Beeps, Bops and Boops
The first systems I encountered were legacy systems that were just regular conventional radio for Suffolk County, N.Y., which I joined in 1965. We had just three or four frequencies that we used to talk to the entire county of 900 square miles.
We used satellite receivers in order to put portables out on the street. I introduced portable radios to the first precinct in the early 1970s. It was just a pilot project that was supposed to last only 90 days, and then I was supposed to take the radios out. But they refused to give them up. That was an early indication that a portable radio in the hands of a cop was very important.

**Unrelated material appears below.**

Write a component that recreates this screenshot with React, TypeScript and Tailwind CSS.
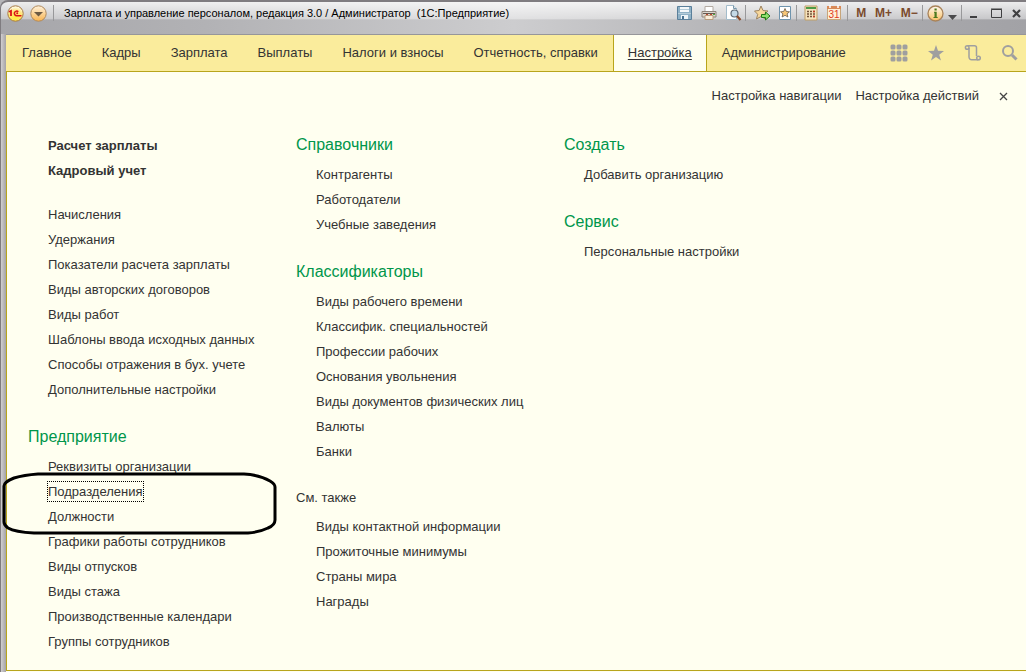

I realized that frequencies were really scarce, and we were not going to be able to move ahead and do anything with what we had in the VHF realm because no more frequencies were available. In the late 1980s, I worked with New York/New Jersey Port Authority, Nassau County and Bergen County, N.J. We eventually became the regional planning group, and we went after spectrum in the 800 MHz band.
That was the early concept of 800 MHz. In the early 1990s, we wound up getting the 800 MHz band, and I wound up with Suffolk County getting 20 channels in that band.
Trunking was a big-time change. I remember talking with one of my bosses, and I told him that I needed to get out and do some training with each one of our officers to push this system. He said, “It’s radio. What’s the big deal?” I told him that this isn’t radio anymore. It’s a small computer in the hands of an officer — it’s going to have a lot of beeps and bops and boops, and they’re not going to know what to do with it.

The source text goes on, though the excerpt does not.